**THE REQUEST**:
Count how many lines contain the word "page". Respond with the number alone.

**AVAILABLE DATA**:
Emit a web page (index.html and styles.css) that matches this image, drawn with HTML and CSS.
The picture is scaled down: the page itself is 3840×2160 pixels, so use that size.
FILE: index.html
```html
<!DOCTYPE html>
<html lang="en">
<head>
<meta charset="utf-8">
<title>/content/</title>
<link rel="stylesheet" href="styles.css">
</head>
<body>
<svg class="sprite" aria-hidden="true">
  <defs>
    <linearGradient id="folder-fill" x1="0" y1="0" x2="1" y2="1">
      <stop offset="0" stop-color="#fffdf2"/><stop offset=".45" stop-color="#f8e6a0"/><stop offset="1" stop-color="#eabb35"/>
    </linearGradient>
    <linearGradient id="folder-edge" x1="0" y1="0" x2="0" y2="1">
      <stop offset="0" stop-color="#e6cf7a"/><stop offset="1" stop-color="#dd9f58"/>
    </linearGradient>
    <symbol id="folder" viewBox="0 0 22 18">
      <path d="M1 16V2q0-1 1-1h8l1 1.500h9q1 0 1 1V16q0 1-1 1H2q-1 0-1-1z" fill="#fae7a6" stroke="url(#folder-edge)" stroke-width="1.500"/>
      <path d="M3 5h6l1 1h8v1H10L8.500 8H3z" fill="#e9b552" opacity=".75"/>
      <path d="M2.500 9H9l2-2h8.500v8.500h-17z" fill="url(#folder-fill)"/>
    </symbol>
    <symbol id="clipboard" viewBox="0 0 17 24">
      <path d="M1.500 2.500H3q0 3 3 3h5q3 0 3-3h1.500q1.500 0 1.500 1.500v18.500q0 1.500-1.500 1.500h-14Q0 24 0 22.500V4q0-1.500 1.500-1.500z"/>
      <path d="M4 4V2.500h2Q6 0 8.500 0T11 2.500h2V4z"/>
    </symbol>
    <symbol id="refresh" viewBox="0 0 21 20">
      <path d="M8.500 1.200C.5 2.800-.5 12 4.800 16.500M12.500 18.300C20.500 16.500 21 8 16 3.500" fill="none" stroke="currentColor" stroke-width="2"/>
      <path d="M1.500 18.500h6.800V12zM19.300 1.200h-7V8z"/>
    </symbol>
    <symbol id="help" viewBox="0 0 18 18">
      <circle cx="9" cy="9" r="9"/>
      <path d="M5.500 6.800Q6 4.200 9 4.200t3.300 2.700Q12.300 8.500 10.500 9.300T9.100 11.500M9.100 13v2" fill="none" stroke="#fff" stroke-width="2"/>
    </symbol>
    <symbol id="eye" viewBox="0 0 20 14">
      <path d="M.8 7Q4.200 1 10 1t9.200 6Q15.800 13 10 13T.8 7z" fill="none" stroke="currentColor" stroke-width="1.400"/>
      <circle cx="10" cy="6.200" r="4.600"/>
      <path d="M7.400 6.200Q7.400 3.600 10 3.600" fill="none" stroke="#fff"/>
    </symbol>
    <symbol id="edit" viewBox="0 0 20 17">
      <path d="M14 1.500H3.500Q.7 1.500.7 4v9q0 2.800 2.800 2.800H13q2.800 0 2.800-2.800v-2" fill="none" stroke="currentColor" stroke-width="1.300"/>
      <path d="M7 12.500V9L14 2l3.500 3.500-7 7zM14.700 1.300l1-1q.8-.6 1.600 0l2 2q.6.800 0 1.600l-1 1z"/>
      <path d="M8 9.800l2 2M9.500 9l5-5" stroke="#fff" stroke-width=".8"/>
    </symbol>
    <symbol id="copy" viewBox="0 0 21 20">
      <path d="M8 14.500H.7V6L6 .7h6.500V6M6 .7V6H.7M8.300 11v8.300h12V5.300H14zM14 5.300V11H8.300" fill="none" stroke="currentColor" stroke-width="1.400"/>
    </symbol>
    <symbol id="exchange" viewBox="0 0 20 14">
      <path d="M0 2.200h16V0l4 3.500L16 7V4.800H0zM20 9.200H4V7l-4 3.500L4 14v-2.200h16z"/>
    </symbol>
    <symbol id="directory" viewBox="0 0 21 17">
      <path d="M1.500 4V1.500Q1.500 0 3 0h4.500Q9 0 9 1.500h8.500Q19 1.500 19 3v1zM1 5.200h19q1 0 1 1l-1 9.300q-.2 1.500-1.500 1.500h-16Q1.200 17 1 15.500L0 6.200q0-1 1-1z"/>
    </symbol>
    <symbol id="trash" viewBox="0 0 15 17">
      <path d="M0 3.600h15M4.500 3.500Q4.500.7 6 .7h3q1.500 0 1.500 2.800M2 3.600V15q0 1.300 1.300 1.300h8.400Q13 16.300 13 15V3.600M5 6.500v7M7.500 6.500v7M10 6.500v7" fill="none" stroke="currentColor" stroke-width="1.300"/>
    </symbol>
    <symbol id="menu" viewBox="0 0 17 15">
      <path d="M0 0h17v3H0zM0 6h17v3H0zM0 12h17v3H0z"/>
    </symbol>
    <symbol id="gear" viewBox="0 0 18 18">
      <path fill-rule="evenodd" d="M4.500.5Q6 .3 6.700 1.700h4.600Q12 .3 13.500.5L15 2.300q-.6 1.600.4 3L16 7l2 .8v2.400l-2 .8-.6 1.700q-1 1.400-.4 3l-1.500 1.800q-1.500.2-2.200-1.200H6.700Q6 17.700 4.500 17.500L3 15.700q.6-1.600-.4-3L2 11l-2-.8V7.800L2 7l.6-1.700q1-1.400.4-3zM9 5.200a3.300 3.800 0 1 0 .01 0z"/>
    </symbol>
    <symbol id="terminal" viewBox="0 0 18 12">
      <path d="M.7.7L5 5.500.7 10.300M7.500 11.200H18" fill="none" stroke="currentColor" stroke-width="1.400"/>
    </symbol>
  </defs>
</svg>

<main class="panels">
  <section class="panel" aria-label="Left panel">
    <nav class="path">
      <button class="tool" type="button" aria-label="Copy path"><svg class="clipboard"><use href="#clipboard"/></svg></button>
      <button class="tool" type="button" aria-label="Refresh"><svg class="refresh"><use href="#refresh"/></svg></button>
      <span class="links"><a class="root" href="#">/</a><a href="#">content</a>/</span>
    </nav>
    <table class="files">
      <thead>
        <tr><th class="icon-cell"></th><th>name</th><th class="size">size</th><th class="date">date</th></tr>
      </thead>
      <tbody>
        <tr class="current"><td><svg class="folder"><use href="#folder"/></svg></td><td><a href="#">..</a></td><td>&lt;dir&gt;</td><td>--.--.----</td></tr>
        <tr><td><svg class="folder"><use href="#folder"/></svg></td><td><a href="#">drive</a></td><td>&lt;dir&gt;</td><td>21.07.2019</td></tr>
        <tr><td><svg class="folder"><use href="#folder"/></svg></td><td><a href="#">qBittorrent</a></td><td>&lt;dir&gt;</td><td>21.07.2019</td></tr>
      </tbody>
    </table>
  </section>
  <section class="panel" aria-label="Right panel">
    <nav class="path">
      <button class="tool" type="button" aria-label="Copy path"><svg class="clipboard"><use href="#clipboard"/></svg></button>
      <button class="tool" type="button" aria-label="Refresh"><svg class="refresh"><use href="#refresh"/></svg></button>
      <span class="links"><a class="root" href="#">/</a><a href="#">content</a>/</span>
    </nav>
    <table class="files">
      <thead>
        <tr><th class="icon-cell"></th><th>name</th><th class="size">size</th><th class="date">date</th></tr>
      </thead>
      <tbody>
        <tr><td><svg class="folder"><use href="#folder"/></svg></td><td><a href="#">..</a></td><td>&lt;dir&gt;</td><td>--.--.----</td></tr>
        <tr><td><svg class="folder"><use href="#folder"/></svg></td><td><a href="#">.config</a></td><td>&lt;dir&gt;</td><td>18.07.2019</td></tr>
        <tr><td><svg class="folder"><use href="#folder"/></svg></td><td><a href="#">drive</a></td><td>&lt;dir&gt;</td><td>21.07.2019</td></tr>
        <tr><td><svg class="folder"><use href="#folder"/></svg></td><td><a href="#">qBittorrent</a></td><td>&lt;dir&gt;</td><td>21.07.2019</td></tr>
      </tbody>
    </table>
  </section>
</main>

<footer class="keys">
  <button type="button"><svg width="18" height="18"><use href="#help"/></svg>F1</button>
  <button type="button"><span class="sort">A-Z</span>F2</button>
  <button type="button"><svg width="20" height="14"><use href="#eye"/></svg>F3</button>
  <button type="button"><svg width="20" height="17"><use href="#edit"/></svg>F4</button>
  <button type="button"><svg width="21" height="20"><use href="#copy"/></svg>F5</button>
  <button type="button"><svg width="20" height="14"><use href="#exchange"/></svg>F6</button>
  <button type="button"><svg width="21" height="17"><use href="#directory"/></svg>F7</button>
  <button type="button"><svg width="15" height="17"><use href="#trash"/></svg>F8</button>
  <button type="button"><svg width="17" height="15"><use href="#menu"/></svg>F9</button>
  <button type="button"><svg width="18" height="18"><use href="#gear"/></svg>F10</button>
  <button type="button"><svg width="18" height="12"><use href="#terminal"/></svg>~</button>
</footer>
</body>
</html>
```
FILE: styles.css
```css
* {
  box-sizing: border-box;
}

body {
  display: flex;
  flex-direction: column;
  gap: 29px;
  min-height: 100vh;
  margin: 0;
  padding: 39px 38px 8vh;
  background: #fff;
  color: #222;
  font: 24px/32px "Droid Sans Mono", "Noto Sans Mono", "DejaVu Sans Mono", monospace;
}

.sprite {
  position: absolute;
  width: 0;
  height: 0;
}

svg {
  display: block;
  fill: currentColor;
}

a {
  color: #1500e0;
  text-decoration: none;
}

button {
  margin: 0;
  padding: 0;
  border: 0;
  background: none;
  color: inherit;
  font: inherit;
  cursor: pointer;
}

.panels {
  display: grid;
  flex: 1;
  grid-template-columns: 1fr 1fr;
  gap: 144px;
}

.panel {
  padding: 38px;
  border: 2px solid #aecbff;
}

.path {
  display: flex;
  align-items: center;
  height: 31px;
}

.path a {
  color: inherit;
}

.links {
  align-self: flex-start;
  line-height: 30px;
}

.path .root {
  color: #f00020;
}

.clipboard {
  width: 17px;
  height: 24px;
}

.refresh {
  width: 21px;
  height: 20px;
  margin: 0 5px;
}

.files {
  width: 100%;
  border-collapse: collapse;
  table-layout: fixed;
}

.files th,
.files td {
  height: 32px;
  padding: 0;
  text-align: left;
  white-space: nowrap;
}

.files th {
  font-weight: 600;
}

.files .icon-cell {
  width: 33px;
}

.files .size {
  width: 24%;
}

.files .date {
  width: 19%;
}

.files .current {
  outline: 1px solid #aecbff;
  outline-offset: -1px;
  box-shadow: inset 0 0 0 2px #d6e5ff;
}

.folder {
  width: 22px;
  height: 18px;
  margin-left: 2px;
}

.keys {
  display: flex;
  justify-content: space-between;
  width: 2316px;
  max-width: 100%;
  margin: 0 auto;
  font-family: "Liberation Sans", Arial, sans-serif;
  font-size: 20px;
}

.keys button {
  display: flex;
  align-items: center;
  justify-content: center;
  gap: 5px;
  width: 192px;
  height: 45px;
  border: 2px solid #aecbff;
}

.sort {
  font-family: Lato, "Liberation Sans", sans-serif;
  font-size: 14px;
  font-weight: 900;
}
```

**COMPLETED TASK**:
2